You touch on one of the great difficulties of international negotiations to lower carbon dioxide and methane emissions. Countries fight over whether to deal in percentage reductions from today's values, a reduction to a level of emissions per capita, a reduction to a total emission per capita budget over all of history, a system by which rich countries must pay for the reductions by poorer countries, etc.
Still, at the end of the day, elimination of fossil fuels requires everyone to be at 0, regardless of the above, beyond the debate over subsidies for poorer nations.

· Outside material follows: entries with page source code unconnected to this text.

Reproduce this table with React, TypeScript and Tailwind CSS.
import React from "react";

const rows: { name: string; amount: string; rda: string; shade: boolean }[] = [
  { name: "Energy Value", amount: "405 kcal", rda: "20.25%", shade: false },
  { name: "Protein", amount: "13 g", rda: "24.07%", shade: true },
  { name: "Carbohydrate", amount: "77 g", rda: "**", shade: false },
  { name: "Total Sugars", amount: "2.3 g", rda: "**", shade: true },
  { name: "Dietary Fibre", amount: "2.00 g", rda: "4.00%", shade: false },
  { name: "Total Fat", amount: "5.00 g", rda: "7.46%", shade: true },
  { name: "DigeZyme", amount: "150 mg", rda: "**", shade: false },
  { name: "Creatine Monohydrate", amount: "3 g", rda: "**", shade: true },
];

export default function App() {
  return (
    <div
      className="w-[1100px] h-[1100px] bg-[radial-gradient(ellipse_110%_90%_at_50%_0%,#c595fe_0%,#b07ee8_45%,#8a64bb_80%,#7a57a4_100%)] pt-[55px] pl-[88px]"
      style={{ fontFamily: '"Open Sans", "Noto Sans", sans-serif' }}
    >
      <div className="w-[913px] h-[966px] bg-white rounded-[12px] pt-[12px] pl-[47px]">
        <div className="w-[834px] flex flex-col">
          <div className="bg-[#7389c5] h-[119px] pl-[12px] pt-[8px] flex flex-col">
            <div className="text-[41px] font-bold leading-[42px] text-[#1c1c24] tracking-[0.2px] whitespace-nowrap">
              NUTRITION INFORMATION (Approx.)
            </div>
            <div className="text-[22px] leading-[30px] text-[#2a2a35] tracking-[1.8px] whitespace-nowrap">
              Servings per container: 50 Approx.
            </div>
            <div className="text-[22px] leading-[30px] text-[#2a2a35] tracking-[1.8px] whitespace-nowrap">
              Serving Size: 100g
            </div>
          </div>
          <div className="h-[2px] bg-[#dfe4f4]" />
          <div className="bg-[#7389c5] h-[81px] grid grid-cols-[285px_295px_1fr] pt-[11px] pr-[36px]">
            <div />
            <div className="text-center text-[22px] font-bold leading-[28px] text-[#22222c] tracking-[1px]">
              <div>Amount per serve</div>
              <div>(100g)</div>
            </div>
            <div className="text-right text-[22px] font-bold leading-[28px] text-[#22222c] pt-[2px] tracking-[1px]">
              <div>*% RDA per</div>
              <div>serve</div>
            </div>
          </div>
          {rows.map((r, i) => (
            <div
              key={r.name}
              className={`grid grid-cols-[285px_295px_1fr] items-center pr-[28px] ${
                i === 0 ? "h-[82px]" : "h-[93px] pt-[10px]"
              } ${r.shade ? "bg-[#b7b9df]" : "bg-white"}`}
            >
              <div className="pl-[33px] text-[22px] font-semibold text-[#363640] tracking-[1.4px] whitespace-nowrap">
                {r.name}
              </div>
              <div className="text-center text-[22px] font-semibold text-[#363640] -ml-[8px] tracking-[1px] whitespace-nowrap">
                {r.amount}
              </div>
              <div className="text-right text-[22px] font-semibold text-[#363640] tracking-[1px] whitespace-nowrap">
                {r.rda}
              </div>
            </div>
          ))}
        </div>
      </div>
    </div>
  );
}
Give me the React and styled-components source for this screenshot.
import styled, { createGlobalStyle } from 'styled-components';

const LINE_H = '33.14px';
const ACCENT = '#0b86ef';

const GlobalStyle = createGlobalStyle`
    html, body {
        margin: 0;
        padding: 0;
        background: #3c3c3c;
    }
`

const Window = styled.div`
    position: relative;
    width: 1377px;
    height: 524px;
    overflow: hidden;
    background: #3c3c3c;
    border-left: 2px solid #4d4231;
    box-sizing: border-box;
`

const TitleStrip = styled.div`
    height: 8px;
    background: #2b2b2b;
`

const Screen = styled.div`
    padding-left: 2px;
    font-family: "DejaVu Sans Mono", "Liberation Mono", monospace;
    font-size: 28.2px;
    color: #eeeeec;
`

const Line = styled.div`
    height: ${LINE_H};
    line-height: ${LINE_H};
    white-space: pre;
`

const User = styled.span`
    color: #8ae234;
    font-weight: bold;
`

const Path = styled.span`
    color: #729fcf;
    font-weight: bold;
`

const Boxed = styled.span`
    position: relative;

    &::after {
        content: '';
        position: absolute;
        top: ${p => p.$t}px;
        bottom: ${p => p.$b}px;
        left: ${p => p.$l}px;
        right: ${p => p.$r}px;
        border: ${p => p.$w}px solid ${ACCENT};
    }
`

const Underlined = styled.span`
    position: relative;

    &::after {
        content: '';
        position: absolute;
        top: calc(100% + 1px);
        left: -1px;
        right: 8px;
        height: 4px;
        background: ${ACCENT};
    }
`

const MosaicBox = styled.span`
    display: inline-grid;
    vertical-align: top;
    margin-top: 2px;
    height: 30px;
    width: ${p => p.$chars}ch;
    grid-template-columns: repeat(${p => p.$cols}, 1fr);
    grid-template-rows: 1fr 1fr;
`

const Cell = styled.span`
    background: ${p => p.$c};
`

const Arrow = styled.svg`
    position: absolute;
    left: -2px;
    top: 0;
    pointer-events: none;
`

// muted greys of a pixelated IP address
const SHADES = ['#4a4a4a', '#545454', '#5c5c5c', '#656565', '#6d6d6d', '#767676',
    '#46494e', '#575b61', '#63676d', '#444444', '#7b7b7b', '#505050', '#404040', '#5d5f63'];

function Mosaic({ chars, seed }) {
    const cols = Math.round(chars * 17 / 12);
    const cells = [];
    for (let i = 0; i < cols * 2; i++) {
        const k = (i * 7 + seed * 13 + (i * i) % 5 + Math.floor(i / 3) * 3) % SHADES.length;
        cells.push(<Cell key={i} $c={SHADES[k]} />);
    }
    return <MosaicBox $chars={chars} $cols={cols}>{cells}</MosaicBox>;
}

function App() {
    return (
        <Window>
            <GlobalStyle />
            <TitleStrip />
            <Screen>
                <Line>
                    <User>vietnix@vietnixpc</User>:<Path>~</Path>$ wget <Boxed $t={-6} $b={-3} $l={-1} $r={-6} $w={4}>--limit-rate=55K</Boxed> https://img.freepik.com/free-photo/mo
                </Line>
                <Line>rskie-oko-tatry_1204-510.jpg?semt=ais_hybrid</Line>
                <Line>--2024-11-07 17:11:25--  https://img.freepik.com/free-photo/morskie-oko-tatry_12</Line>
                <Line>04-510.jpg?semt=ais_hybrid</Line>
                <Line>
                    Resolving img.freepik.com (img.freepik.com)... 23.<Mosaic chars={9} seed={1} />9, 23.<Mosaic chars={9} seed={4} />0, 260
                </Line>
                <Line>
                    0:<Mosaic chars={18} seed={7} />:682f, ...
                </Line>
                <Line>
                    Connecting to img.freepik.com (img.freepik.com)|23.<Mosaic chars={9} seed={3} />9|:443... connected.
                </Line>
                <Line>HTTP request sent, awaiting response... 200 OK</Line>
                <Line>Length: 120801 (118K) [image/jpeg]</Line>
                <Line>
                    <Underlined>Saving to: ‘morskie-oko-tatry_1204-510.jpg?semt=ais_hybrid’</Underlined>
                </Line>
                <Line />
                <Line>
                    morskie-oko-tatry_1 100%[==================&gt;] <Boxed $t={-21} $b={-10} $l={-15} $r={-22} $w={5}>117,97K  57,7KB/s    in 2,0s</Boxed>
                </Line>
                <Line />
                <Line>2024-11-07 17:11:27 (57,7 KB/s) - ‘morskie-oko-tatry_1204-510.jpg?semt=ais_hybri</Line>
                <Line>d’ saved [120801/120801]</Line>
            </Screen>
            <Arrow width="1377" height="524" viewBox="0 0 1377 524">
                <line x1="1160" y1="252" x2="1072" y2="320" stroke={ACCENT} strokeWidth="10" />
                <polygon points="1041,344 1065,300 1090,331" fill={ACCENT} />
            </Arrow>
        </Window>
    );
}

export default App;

The generally bruited about year for 0 emissions is 2050. That is the predominant year cited by governments around the world pushing for a solution to global warming. The Green New Deal is ridiculous, because it chooses the year 2030. That is an unattainable date, it is like saying if a supertanker is ordered to turn around by a naval vessel that it must be going the 180 degree opposite of its prior direction such that it doesn't travel more than 100 yards in the direction it was traveling, or it can be blown out of the water. Well, supertankers simply cannot turn around in that short a distance. An advanced industrial economy can't turn around in 10 years and no longer use fossil fuels.
The sponsors of the Green New Deal seem to recognize this objection and that millions of Americans would be thrown out of work as our economy becomes totally noncompetitive. That's why they include the provision so that everyone is guaranteed a well-paying government job. Presto! no danger to you from the inevitable industrial collapse.
Since we are not the largest carbon dioxide emitter,, and since other nations are rapidly increasing their emissions (China, India, etc.) or achieving little reduction, even if we went to zero by 2030, global warming problems would not be averted. THE WHOLE WORLD MUST CUT EMISSIONS. So, the n umber one need is an enforceable global agreement. What is a reasonable goal. A 75% reduction from today's total emissions to 2050, in a linear fashion, seems workable. Adaptation to and mitigation of the effects of warming will also be required.
Now, how is it best (most likely) to gain this international agreement in a competitive nationalistic world in which countries seek military/geo-political-economic advantage over each other and in which China does so very aggressively? Well, we can look to past agreements. The huge number of nuclear weapons has been an on-going problem. What do you think would have happened if our government declared "we will destroy all of our nuclear weapons within a year, diluting the uranium to 5% enrichment". Would they say "great, we'll do the same" or will they slap each other on the back and declare "we just won"? We know what did work. We negotiated discrete, step-by-step reductions, which the United States and the USSR then both eliminated. What doesn't work? Ozone destroying CFC refrigerants were dangerously thinning the Earth's ozone layer. The wealthy nations agreed to eliminate production, allowing China to continue to produce the refrigerants for local production. China increased production and illegal CFCs were smuggled from China to the United States and Europe.
I don't like the setting of unattainable goals (like zero fossil fuels by 2030), because they just cause people to throw up their arms and do nothing. Start with reasonable steps, with a reasonable end goal (like elimination of 75% of fossil fuel use by 2050) and require discrete, pre-agreed reductions in emissions to be made each year. Start with what is doable today: nonew coal plants and a schedule to close existing ones, increased energy efficiency standards and subsidies to retrofit existing homes etc, a carbon tax, subsidies for electric cars, solar, wind, encouragement of nuclear with a legislated solution to nuclear waste storage (Yucca Mountain was fine).
I agree that global warming is an existential threat. Environmentalist warriors don't act as if it is. They are still playing NIMBY games to stop projects which would help reduce carbon dioxide emissions, like solar energy projects and the electrical lines to connect them to the power grid, and natural gas pipelines. Virtual ALL of the huge amount of natural gas produced in northern Alaska was flared -- all of its carbon dioxide value was added to the atmosphere, with close to zero value from the energy released. The same for most of the natural gas produced with the oil from West Texas: burnt, all of its carbon dioxide released, no benefit either economically or in displacing highly polluting coal. Its beyond stupid.